December 8, 2006
Not to exaggerate the comparison, but it is possible to see the small assemblages in Paul Lee’s first New York solo show as heirs to Robert Rauschenberg’s early sculptural “combines” of the 1950s. The work of both artists takes debased found objects — junk — as primary material, and uses that material to create layered, enigmatic meanings. A big difference is that a homoerotic content suppressed in Mr. Rauschenberg’s assemblage is the primary content of Mr. Lee’s.
Many of the show’s small sculptures are clusters of half-crushed beer or soda cans, each wrapped with a photograph of a young man’s face in place of a label. On the gallery floor, a lighted blue lightbulb is nested among lumps of coal. A red bulb, attached to the wall, serves as a rack for a towel. Other towels hang, spread out, nearby. Their geometric color patterns make them look like soiled, frayed abstract paintings, but also like semaphore flags, each with a different message.

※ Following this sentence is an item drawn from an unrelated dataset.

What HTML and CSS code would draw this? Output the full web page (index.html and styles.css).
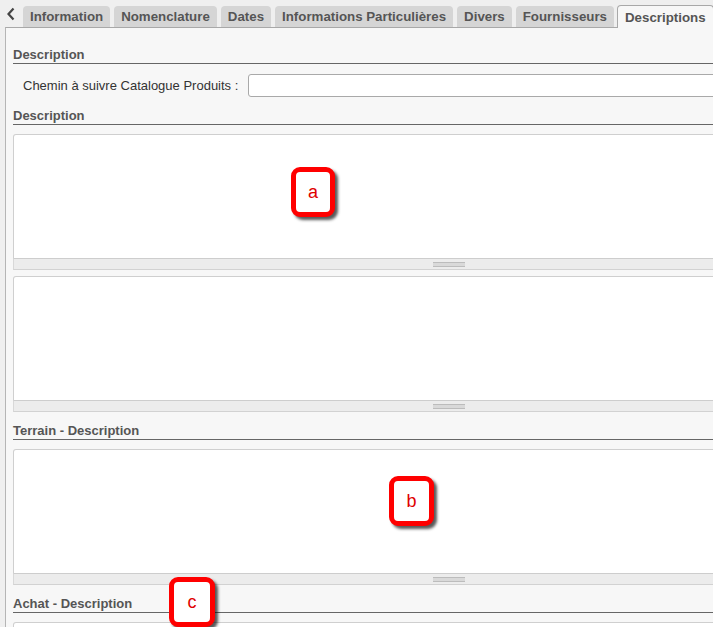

Gay coding, through dress, language and behavior, has long been a protective necessity, a cultural binder and a source of pleasure, in art no less than in life. Mr. Lee, born in London and in his early 30s, explores such coding, and gently prods its mechanisms without fully exposing and demythologizing them. He gives us the props associated with certain erotically charged environments — back rooms, baths, parks — but also preserves a quality of hiddenness, of mystery.
The gay liberation movement gave art and artists new options: before the late 1960s, subterfuge had been a necessity in art; after, it became a controllable and complicated choice. Mr. Lee’s work is about that choice.